Sadly, many interactions among us Christians and particularly between Catholics on social media cannot be said by onlookers to be benevolent or gentle or meek in spirit, and this is true even when the comments are directed towards the Holy Father, the Vicar of Christ! Earlier in his letter to the Galatians, before he lists the fruits of the Holy Spirit, St Paul lists the “works of the flesh”. Among them are “anger… dissension, party spirit” (cf Gal 5:20) – a better translation for the latter might be something like tribalism – and I think one has to honestly and prayerfully reflect on how we behave online, how we speak to one another and about one another, and then ask ourselves: do I exhibit the works of the flesh or the fruits of the Holy Spirit. “But the fruit of the Spirit is love, joy, peace, patience, kindness, goodness, faithfulness, gentleness, self-control”, says St Paul (Gal 5:22-23).

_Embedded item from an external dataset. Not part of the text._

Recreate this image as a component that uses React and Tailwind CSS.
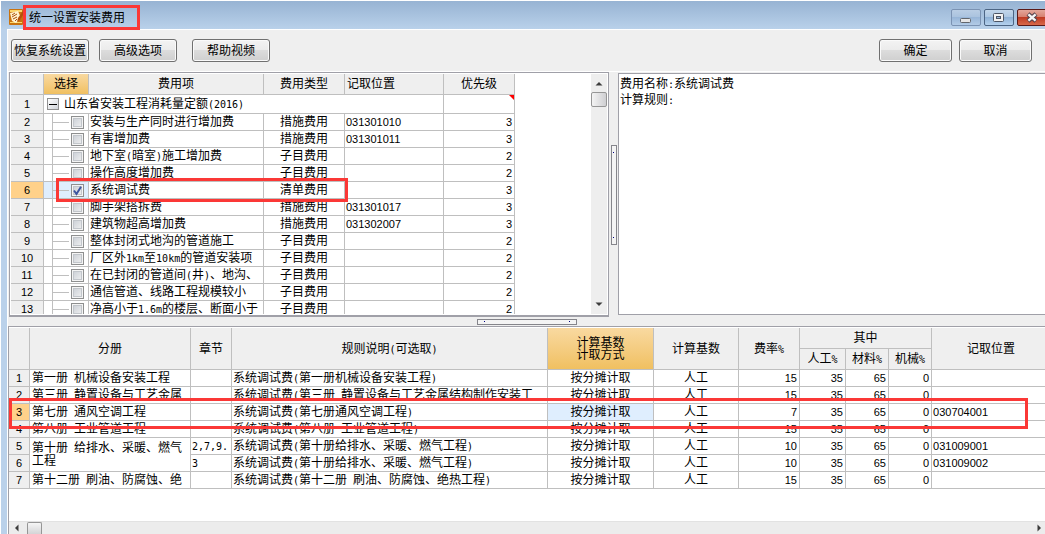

Now, don’t get me wrong: sometimes we do need to fight for what is right, and to make a stand for the vulnerable as we did at the March for Life yesterday. Where sin abounds, we should do what we can in justice and in charity to stop it. However, we must do so in all humility, with gentleness and meekness, without judging and condemning the other, because we know that but for the grace of God, we too would and could and often do fall. For as Our Lord says: “Without me you can do nothing.” (Jn 15:5). Indeed, without God, we are nothing, and can do no good.
Therefore, St Paul declared to the Corinthians: “God chose what is low and despised in the world, even things that are not, to bring to nothing things that are, so that no human being might boast in the presence of God. He is the source of your life in Christ Jesus, whom God made our wisdom, our righteousness and sanctification and redemption; therefore, as it is written, ‘Let him who boasts, boast of the Lord.’” (1 Cor 1:28-31) So, let us always first look to ourselves in order that in all things we keep looking to the Lord!